Characterization of thermal stratification using validated liquid metal pool mixing models

Abstract

Weakly stratified thermal fronts in the upper plena of liquid metal cooled reactors can pose prediction complexities for safety analyses. The strong thermal diffusivity of the coolant changes gravity’s influence on the flow by reducing horizontal density gradients at time scales faster than gravity can act on them. While damped out thermal behavior results in stratification, the underlying convection currents continue contributing to enhanced mixing.
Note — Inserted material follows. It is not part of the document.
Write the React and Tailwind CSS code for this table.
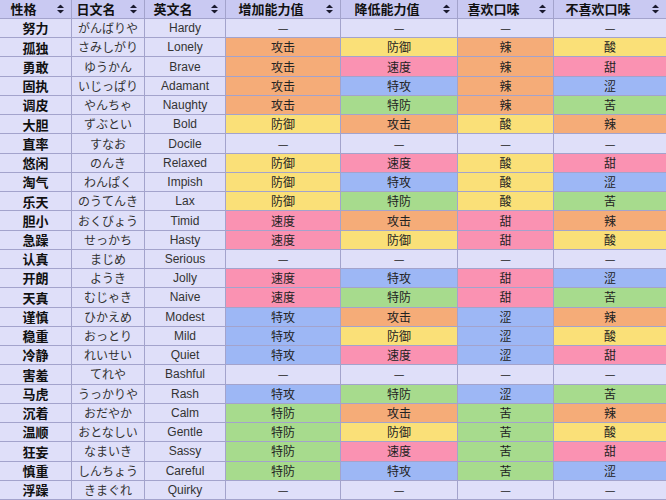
import React from 'react';

// 性格表：增加/降低能力值与口味
const statColor = {
  '攻击': 'bg-[#f5ac78]',
  '防御': 'bg-[#fae078]',
  '速度': 'bg-[#fa92b2]',
  '特攻': 'bg-[#9db7f5]',
  '特防': 'bg-[#a7db8d]',
  '辣': 'bg-[#f5ac78]',
  '酸': 'bg-[#fae078]',
  '甜': 'bg-[#fa92b2]',
  '涩': 'bg-[#9db7f5]',
  '苦': 'bg-[#a7db8d]',
};

const headers = ['性格', '日文名', '英文名', '增加能力值', '降低能力值', '喜欢口味', '不喜欢口味'];

const natures = [
  ['努力', 'がんばりや', 'Hardy'],
  ['孤独', 'さみしがり', 'Lonely', '攻击', '防御', '辣', '酸'],
  ['勇敢', 'ゆうかん', 'Brave', '攻击', '速度', '辣', '甜'],
  ['固执', 'いじっぱり', 'Adamant', '攻击', '特攻', '辣', '涩'],
  ['调皮', 'やんちゃ', 'Naughty', '攻击', '特防', '辣', '苦'],
  ['大胆', 'ずぶとい', 'Bold', '防御', '攻击', '酸', '辣'],
  ['直率', 'すなお', 'Docile'],
  ['悠闲', 'のんき', 'Relaxed', '防御', '速度', '酸', '甜'],
  ['淘气', 'わんぱく', 'Impish', '防御', '特攻', '酸', '涩'],
  ['乐天', 'のうてんき', 'Lax', '防御', '特防', '酸', '苦'],
  ['胆小', 'おくびょう', 'Timid', '速度', '攻击', '甜', '辣'],
  ['急躁', 'せっかち', 'Hasty', '速度', '防御', '甜', '酸'],
  ['认真', 'まじめ', 'Serious'],
  ['开朗', 'ようき', 'Jolly', '速度', '特攻', '甜', '涩'],
  ['天真', 'むじゃき', 'Naive', '速度', '特防', '甜', '苦'],
  ['谨慎', 'ひかえめ', 'Modest', '特攻', '攻击', '涩', '辣'],
  ['稳重', 'おっとり', 'Mild', '特攻', '防御', '涩', '酸'],
  ['冷静', 'れいせい', 'Quiet', '特攻', '速度', '涩', '甜'],
  ['害羞', 'てれや', 'Bashful'],
  ['马虎', 'うっかりや', 'Rash', '特攻', '特防', '涩', '苦'],
  ['沉着', 'おだやか', 'Calm', '特防', '攻击', '苦', '辣'],
  ['温顺', 'おとなしい', 'Gentle', '特防', '防御', '苦', '酸'],
  ['狂妄', 'なまいき', 'Sassy', '特防', '速度', '苦', '甜'],
  ['慎重', 'しんちょう', 'Careful', '特防', '特攻', '苦', '涩'],
  ['浮躁', 'きまぐれ', 'Quirky'],
];

const SortIcon = () => (
  <svg width="7" height="9" viewBox="0 0 7 9" className="absolute right-[7px] top-1/2 -translate-y-1/2">
    <path d="M3.5 0 L7 3.6 L0 3.6 Z" fill="#1a1a2e" />
    <path d="M0 5.4 L7 5.4 L3.5 9 Z" fill="#1a1a2e" />
  </svg>
);

export default function App() {
  return (
    <div className="w-[666px] h-[500px] grid grid-cols-[71px_72px_80px_114px_116px_95px_112px] grid-rows-[18px_repeat(25,minmax(0,1fr))] gap-px bg-[#a3a3cc] pb-px text-[12px] text-[#222] font-['Liberation_Sans',Arial,'Noto_Sans_CJK_SC',sans-serif]">
      {/* HEADER */}
      {headers.map((h) => (
        <div
          key={h}
          className="relative flex items-center justify-center pr-6 bg-[#c9c9f2] font-bold text-[13px] text-[#111] font-['Noto_Sans_CJK_SC',sans-serif]"
        >
          {h}
          <SortIcon />
        </div>
      ))}

      {/* ROWS */}
      {natures.map((n) => {
        const [zh, jp, en, up, down, like, dislike] = n;
        const stats = [up, down, like, dislike];
        return (
          <React.Fragment key={en}>
            <div className="flex items-center justify-center bg-[#dfdff9] font-bold text-[13px] text-[#111] font-['Noto_Sans_CJK_SC',sans-serif]">
              {zh}
            </div>
            <div className="flex items-center justify-center bg-[#dfdff9] text-[#333] font-['Noto_Sans_CJK_JP',sans-serif]">
              {jp}
            </div>
            <div className="flex items-center justify-center bg-[#dfdff9] text-[#333]">{en}</div>
            {stats.map((s, i) => (
              <div
                key={i}
                className={`flex items-center justify-center text-[#222] font-['Noto_Sans_CJK_SC',sans-serif] ${s ? statColor[s] : 'bg-[#dfdff9]'}`}
              >
                {s || '—'}
              </div>
            ))}
          </React.Fragment>
        );
      })}
    </div>
  );
}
Experimental turbulence spectral information, captured by distributed velocity (ultrasonic) and temperature (fiber-optic) measurements, is used to construct microscale parameters and quantify the amount of enhanced vertical thermal diffusivity in a scaled gallium surrogate of a pool type sodium fast reactor upper plenum. These constructed microscale parameters are used to validate empirical models for use in liquid metal pools. This experimental data and, separately, the validated models, are fed into a simple 1-D transport model to quantify the impacts to reactor safety and allow for testing of the efficacy of using the more easily available bulk parameters (i.e., core barrel Reynolds and Richardson numbers) to estimate the enhanced diffusivity. The 1-D model represents the experimental fronts’ progressions most closely after accounting for these characteristics of mixed convection unique to liquid metals.